Prompt: Scan the lines below for the string "React" and copy every one that has it.

Listed records:
Begin

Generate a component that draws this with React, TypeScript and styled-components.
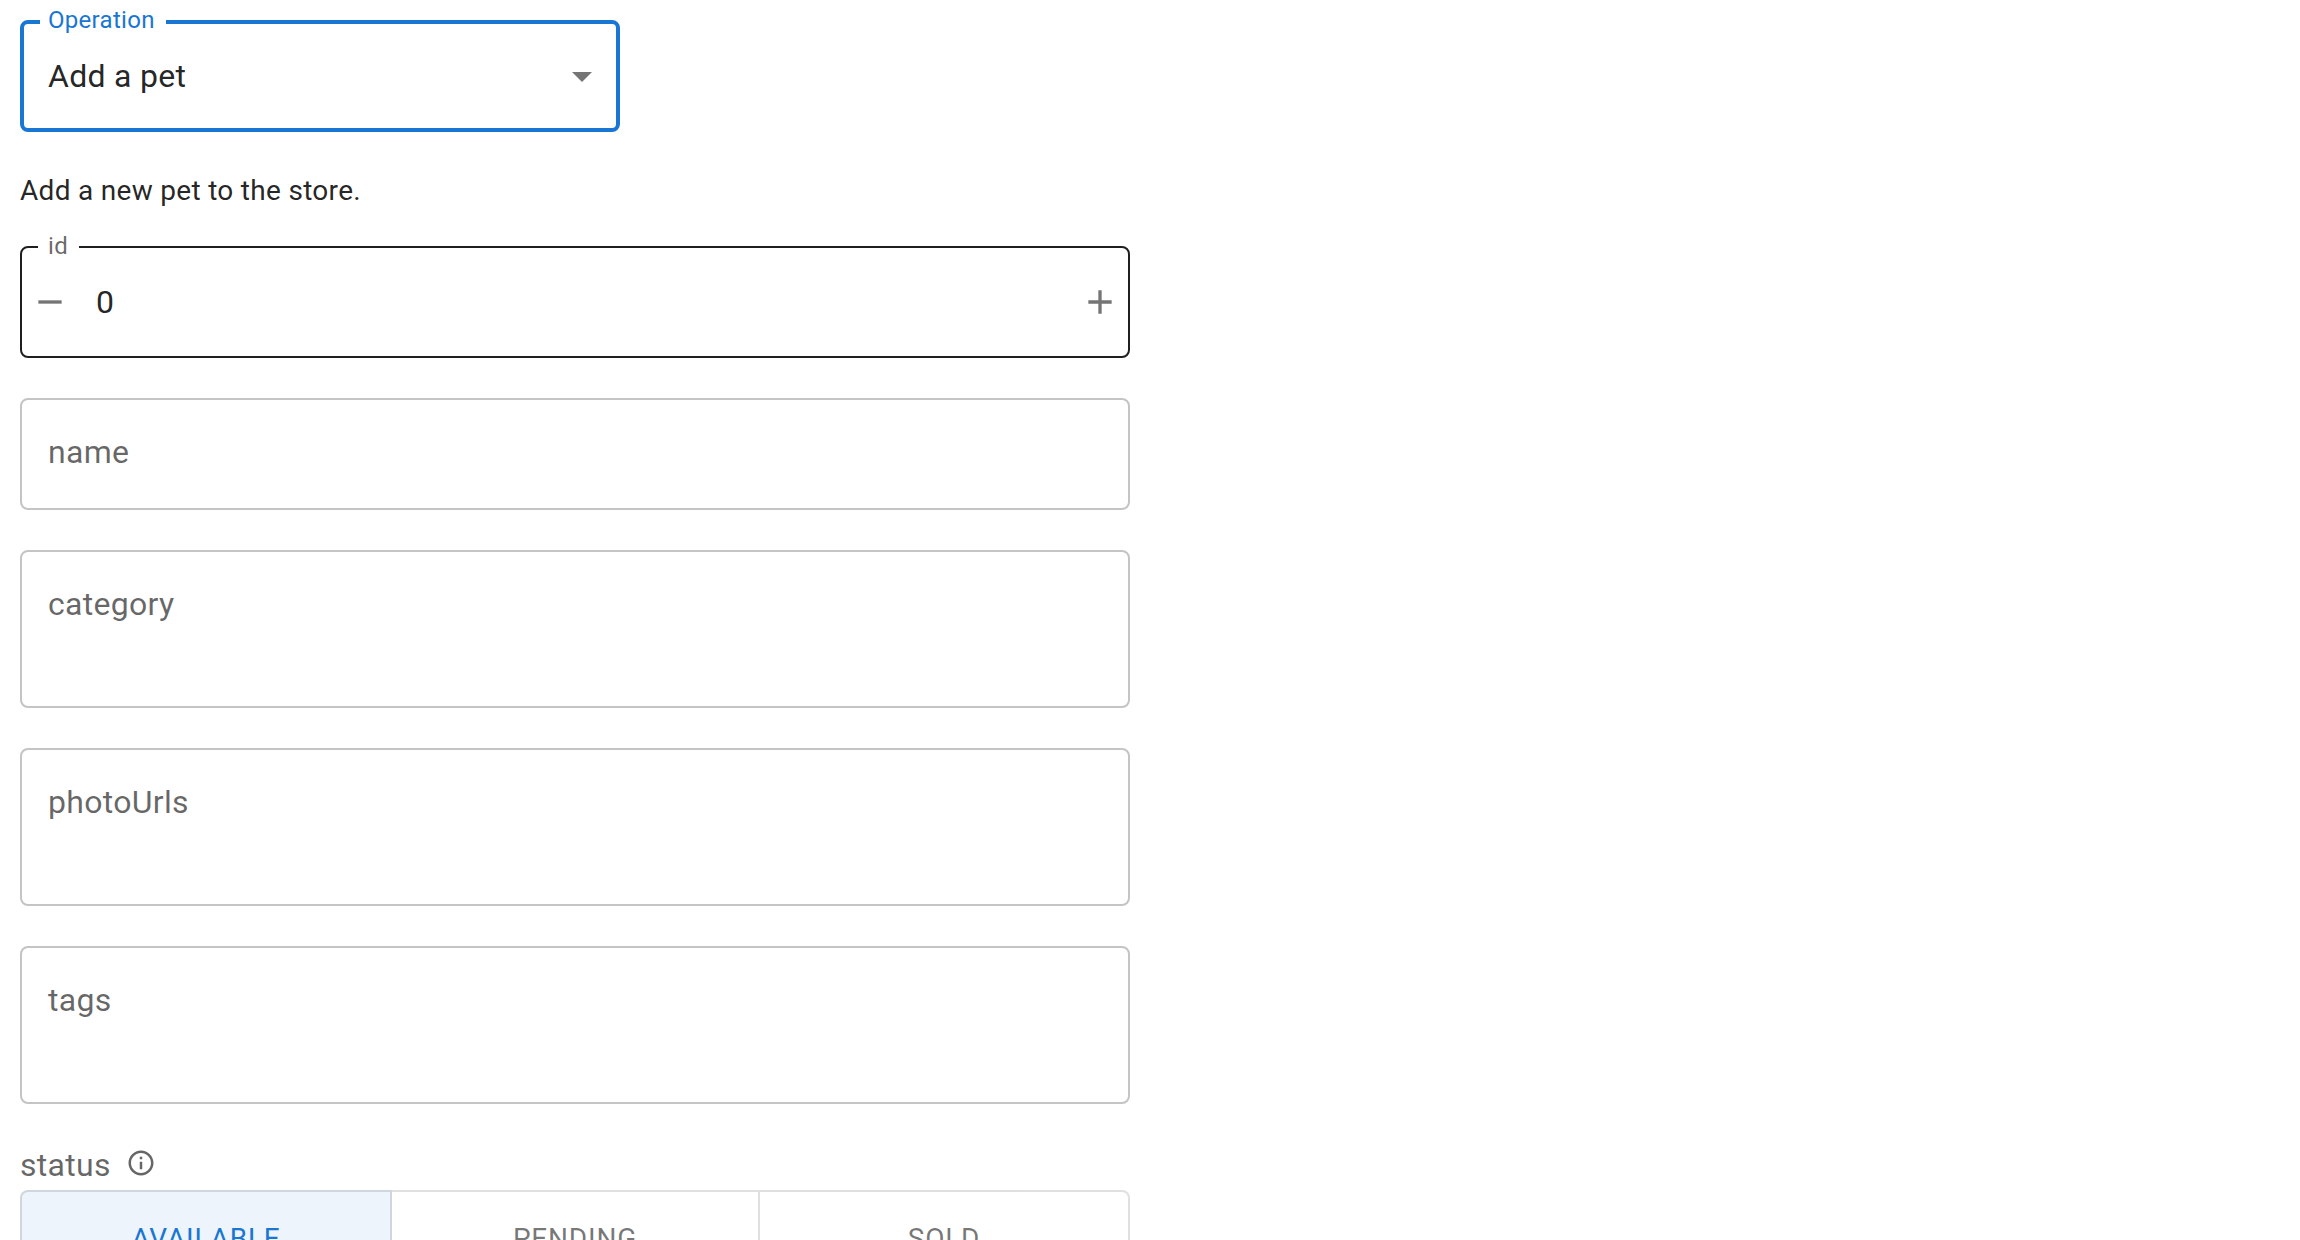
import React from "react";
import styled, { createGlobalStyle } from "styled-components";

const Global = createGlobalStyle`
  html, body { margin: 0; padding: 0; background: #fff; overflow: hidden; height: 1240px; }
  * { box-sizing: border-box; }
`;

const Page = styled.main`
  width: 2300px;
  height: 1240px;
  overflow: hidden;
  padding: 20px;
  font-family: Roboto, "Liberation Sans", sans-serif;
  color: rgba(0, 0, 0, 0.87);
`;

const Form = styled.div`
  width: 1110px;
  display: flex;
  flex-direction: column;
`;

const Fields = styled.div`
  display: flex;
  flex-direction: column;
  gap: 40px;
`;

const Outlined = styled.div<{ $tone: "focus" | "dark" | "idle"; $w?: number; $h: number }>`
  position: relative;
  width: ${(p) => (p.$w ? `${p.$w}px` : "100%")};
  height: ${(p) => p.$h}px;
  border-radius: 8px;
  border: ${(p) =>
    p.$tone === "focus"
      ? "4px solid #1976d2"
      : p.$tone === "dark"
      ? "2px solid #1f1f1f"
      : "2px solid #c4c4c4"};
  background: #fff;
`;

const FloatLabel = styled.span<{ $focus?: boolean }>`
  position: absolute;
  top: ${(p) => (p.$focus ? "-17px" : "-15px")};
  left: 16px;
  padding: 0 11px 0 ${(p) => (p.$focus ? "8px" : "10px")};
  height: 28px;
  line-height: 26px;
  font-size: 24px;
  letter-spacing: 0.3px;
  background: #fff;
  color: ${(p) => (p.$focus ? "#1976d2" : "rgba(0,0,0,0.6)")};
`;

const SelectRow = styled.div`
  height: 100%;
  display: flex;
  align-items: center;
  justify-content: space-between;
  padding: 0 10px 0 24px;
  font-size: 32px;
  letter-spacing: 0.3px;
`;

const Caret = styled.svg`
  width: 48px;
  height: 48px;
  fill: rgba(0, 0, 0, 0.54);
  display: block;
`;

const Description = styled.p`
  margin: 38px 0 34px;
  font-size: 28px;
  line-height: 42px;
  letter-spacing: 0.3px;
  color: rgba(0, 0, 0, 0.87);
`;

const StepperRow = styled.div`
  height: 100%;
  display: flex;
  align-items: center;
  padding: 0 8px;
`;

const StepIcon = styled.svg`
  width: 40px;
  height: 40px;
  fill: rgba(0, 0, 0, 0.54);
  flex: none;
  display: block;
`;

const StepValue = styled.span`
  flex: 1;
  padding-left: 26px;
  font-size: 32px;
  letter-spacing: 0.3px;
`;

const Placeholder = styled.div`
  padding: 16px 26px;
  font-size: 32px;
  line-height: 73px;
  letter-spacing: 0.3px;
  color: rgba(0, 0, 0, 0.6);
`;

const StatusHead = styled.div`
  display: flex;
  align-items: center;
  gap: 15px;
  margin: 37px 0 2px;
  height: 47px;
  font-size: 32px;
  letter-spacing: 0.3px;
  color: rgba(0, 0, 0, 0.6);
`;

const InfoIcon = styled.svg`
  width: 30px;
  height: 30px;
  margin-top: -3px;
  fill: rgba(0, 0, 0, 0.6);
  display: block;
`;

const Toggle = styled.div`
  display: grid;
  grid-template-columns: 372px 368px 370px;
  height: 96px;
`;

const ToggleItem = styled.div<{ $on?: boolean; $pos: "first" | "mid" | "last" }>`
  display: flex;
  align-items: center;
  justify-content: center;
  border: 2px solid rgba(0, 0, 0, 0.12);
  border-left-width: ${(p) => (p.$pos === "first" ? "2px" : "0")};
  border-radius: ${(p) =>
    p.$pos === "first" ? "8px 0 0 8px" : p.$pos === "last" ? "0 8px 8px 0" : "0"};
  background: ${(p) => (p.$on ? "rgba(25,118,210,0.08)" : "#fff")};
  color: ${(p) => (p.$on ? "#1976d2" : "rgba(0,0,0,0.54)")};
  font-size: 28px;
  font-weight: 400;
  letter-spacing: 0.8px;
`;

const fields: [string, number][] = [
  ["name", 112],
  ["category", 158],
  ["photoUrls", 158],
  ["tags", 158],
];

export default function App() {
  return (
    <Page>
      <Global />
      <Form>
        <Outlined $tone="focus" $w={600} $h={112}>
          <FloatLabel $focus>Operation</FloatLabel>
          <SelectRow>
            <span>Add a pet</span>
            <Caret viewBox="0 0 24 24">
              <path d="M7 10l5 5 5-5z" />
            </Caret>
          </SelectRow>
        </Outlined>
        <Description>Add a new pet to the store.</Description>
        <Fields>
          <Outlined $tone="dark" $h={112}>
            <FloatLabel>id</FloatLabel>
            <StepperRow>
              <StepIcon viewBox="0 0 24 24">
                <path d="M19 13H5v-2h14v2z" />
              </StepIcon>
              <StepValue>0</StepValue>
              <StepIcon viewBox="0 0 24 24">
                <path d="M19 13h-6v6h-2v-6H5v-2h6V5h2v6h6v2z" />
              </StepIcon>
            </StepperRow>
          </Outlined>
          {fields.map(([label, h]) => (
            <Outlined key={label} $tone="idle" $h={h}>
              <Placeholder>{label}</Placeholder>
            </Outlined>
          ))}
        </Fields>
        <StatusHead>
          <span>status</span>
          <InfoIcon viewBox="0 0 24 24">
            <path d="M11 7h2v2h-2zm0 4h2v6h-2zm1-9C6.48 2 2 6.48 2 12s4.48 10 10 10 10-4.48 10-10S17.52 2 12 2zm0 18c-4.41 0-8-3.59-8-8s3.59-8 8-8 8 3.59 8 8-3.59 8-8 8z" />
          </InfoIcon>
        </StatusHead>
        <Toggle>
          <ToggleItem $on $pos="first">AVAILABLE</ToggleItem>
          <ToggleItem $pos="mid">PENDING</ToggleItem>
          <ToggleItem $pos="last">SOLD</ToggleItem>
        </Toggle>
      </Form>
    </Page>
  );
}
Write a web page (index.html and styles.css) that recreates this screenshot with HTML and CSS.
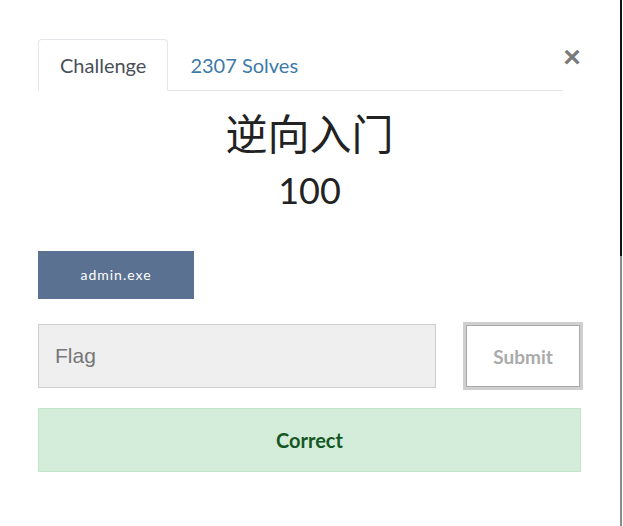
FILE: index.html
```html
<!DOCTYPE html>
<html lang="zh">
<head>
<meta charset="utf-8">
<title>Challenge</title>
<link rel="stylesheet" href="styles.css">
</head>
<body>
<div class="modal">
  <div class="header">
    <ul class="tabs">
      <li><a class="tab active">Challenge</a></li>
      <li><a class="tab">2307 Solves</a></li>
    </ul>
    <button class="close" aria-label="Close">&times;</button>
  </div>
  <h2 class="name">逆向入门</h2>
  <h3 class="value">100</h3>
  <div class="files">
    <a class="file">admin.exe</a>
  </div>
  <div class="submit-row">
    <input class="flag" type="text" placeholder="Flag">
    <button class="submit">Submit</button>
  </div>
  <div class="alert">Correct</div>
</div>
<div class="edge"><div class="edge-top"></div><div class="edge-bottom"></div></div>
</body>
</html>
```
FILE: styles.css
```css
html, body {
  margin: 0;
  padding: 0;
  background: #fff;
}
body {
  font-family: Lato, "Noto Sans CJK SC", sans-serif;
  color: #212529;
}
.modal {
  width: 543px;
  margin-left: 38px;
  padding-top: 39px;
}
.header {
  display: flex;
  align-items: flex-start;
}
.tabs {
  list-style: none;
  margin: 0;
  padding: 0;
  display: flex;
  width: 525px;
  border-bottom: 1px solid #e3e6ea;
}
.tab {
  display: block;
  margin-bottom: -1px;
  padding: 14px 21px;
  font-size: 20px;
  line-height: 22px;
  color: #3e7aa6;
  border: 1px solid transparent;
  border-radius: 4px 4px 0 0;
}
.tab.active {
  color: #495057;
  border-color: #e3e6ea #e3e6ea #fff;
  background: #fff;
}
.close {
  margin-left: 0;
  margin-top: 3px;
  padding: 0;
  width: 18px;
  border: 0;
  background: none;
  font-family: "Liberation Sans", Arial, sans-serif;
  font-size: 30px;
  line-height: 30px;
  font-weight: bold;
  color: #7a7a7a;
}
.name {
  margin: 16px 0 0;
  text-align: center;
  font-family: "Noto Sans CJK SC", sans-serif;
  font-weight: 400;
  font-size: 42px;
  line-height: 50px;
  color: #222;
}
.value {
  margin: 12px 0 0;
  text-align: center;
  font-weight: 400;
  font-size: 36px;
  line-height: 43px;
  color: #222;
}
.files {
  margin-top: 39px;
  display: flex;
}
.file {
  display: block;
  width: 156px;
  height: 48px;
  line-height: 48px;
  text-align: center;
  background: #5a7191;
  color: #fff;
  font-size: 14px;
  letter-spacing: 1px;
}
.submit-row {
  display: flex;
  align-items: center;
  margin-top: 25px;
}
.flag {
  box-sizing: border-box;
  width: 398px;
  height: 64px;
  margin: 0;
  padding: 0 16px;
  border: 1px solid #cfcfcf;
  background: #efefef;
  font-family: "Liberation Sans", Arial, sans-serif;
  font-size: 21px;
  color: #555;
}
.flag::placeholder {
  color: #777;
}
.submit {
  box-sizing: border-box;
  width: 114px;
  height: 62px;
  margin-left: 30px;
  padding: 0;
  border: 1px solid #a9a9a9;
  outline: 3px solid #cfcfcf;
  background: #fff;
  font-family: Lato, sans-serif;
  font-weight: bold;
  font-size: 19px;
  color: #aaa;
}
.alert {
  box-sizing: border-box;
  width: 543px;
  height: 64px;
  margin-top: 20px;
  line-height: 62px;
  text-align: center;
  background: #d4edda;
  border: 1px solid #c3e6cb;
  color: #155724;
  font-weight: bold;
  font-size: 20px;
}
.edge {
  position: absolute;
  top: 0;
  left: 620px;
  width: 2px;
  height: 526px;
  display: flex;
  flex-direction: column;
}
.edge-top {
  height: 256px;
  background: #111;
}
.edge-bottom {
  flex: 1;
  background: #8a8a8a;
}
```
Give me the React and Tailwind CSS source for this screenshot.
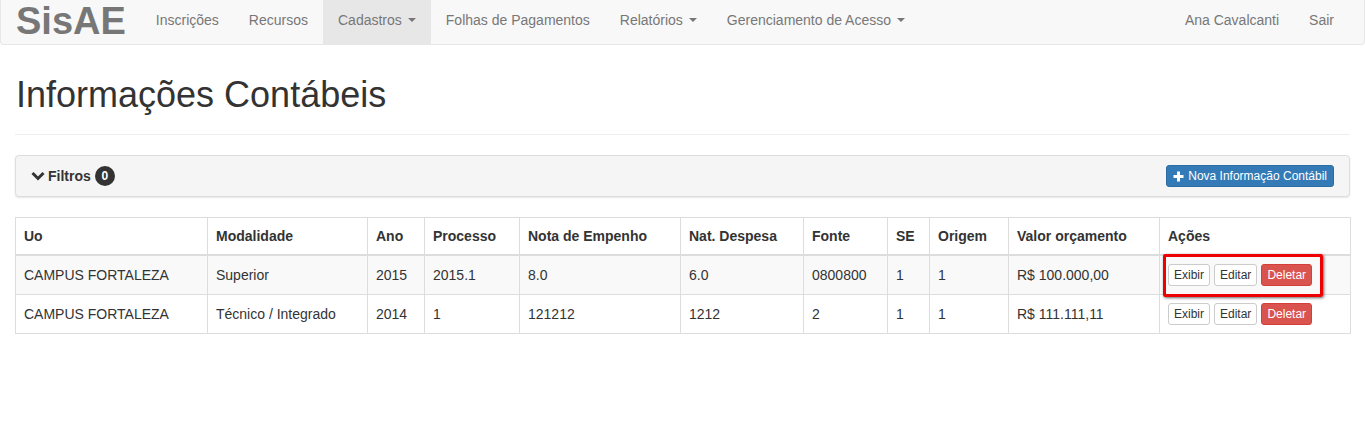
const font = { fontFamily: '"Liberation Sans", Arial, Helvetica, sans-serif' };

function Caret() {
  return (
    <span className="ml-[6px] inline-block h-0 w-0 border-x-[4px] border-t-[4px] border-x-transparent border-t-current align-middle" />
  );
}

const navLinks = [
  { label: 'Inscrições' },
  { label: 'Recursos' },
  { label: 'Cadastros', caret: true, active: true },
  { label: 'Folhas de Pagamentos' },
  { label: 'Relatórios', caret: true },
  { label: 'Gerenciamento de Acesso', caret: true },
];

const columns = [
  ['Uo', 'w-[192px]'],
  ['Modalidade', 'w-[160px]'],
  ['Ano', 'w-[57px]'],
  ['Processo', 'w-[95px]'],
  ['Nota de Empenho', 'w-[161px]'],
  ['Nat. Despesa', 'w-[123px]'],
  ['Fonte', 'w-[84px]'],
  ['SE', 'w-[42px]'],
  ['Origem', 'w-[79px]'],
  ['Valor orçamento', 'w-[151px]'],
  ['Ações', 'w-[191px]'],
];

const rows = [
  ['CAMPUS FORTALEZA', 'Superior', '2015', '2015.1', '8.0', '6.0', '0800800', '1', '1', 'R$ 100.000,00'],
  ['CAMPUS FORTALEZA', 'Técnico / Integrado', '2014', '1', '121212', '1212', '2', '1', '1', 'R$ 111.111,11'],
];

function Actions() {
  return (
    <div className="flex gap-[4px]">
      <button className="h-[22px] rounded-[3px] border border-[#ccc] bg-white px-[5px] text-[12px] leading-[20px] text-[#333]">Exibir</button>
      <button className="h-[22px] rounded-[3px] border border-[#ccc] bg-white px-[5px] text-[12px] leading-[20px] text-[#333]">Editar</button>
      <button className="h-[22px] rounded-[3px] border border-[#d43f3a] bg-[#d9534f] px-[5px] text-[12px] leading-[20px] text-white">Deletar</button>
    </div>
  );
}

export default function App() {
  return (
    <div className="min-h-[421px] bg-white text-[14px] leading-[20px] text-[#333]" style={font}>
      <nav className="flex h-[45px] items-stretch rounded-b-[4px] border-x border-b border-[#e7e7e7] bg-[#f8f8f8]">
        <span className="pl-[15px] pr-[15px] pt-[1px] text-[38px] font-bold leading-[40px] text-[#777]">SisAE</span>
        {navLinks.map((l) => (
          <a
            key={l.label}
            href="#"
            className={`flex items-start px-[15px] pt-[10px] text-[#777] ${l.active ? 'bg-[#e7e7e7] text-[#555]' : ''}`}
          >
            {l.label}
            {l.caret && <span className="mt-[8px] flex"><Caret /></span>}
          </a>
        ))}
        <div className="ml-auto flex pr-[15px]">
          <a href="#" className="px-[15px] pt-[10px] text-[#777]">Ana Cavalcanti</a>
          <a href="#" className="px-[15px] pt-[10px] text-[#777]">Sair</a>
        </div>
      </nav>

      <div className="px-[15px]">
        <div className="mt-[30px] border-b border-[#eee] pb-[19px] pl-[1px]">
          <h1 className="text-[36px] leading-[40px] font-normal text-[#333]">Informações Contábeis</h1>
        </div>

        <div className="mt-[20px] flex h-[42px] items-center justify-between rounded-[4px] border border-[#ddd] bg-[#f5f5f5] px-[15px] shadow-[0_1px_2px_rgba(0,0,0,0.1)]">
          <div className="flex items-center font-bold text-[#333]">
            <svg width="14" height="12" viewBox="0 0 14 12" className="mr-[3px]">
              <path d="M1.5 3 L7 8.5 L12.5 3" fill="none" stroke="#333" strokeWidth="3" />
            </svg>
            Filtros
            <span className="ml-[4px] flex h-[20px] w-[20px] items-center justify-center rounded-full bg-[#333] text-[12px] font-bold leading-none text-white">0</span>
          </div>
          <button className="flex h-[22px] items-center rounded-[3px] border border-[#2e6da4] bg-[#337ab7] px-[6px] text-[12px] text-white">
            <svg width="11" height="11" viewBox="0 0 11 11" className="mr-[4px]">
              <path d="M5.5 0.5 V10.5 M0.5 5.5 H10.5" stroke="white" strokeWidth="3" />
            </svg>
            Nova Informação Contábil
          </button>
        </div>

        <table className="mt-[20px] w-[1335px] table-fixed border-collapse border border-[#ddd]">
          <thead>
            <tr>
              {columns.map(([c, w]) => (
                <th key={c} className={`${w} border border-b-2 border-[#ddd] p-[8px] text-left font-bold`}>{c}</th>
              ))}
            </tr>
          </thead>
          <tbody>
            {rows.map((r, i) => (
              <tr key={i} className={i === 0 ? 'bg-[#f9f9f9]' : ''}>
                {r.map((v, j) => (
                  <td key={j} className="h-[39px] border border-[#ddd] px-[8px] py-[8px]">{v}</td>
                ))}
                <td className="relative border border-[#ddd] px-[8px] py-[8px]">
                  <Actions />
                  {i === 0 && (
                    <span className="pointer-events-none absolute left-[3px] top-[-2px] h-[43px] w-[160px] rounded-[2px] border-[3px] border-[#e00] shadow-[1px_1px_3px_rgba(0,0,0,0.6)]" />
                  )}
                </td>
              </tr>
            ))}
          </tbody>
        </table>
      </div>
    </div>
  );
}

End

Worked solution:
Generate a component that draws this with React, TypeScript and styled-components.
import React from "react";
Give me the React and Tailwind CSS source for this screenshot.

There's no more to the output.